En su andar sorteaba los riesgos que se viven a diario por esos lados, mas nunca pensó que una noche decembrina, estrellada y fría, se encontraría frente a frente con la maldad. Esa que ha invadido los barrios de un país sin justicia, que se expresa a través del plomo que escupen las armas que reparte la banda de turno o el pran que controla la zona, en esa recluta de jóvenes que hacen filas en la violencia que tiñe de rojo los sectores menos favorecidos de las urbes citadinas. Realismo siniestro que grafica una realidad ignorada, como guión de film taquillero, en versión actualizada de Clemente de la Cerda.

Esa noche recibió el impacto de dos balas cuando se resistió a entregar su moto. Caería su cuerpo herido sobre el asfalto seco, penetrado su abdomen por el metal deforme del proyectil que abrió su piel, partiendo huesos y rompiendo la médula que sostenía su cuerpo de atleta y su corazón valiente de hombre joven y rebelde.

Lo de Yesenia no fue muy diferente. Ella es una muchacha bonita, de las últimas hembras de doce hermanos. Una estudiante destacada que asiste al colegio todos los días, aunque la lluvia desborde el canal y se inunde la vereda donde vive. Ese día volvió a nacer, y aunque el suceso le marcó la vida, hoy ha comprendido que recibió una nueva oportunidad. Nadie sabe cómo se inició todo y ella solo recuerda el impacto en su espalda cuando la alcanzó la bala perdida que disparó algún malandro durante un enfrentamiento entre bandas, de esos en los que se ajustan cuentas o disputan territorios, en la borrachera fatal de violencia en que se convierten las vidas de muchos cuando quedan entre fuego cruzado después de la ingesta de un cóctel tóxico que retuerce la razón de un colectivo desquiciado.

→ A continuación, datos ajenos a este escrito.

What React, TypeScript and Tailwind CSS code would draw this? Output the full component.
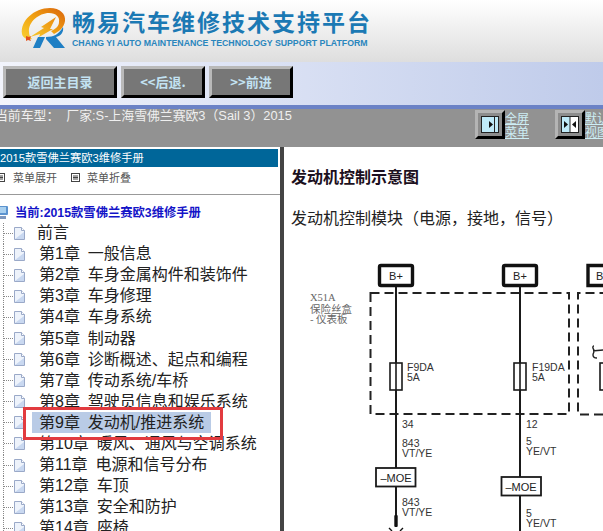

Esa es la historia que los une, la realidad que los acerca. César y Yesenia son discapacitados. Sus vidas se mueven sobre las ruedas de sus sillas, como carruajes impuestos que el destino pretendió asignarles, para limitar la movilidad de sus cuerpos y almas, sin contar con ellos mismos y que la fuerza de su fe se opondría a tal designio. Hoy, cual pilotos de fórmula en las pistas de sus sueños, transitan sus realidades sin queja ni reproche. Sobre sus limitaciones físicas se levantan más allá de sus sillas con el soporte de su dignidad y mística. El, trabajando en su activismo, construyendo el camino de los ideales que comparte con quienes procuran un cambio para su país. Ella, con su imagen de virgen en traje colegial, convierte su sonrisa en musa para los poetas de su generación, con su olor a almizcle de muchacha criolla, dispuesta a echar palante como su digna madre y ser como ella buena paridora, tal vez de un infante de luz, transformador de nuevas realidades, para ella, los suyos y los nuestros.

La otra tarde los encontramos luego de que la lluvia inundó nuevamente el barrio. Habíamos llegado para apoyar una buena causa, de esas que cruzan fronteras cuando se quiere hacer el bien. Subidos en las sillas nuevas que una buena mano les hizo llegar, brotaba en ellos la emoción de un nuevo comienzo mientras iluminaban su rostro con la mirada brillante que refleja el alba en un amanecer.

Al retirarnos de la casa humilde, más rica en amores, nos fuimos con la lección aprendida: la tarea asignada comienza por no dejarse vencer por otra discapacidad, la que impide caminar a las almas cuando abandonan sus causas, que hace inválida una voluntad cuando deja de luchar por lo que cree y anhela, la que postra los corazones cuando dejan de amar.

Estos jóvenes representan una casta de hombres y mujeres que se levanta con espíritu indomable y se niega a entregarse a la adversidad. Son para otros, bien dotados y dispuestos con mayores facultades físicas, ejemplos a seguir en esta Venezuela de duras realidades y dolorosas ausencias pero de ganas vivas y ansias intactas.

Que las ruedas de esperanza de Yesenia y César nunca dejen de rodar, unidas sobre los ejes engrasados de sus ilusiones y anhelos de mejor porvenir, para superar las penas, para pasar sobre las dudas y transformar en realidad lo que merecen lograr.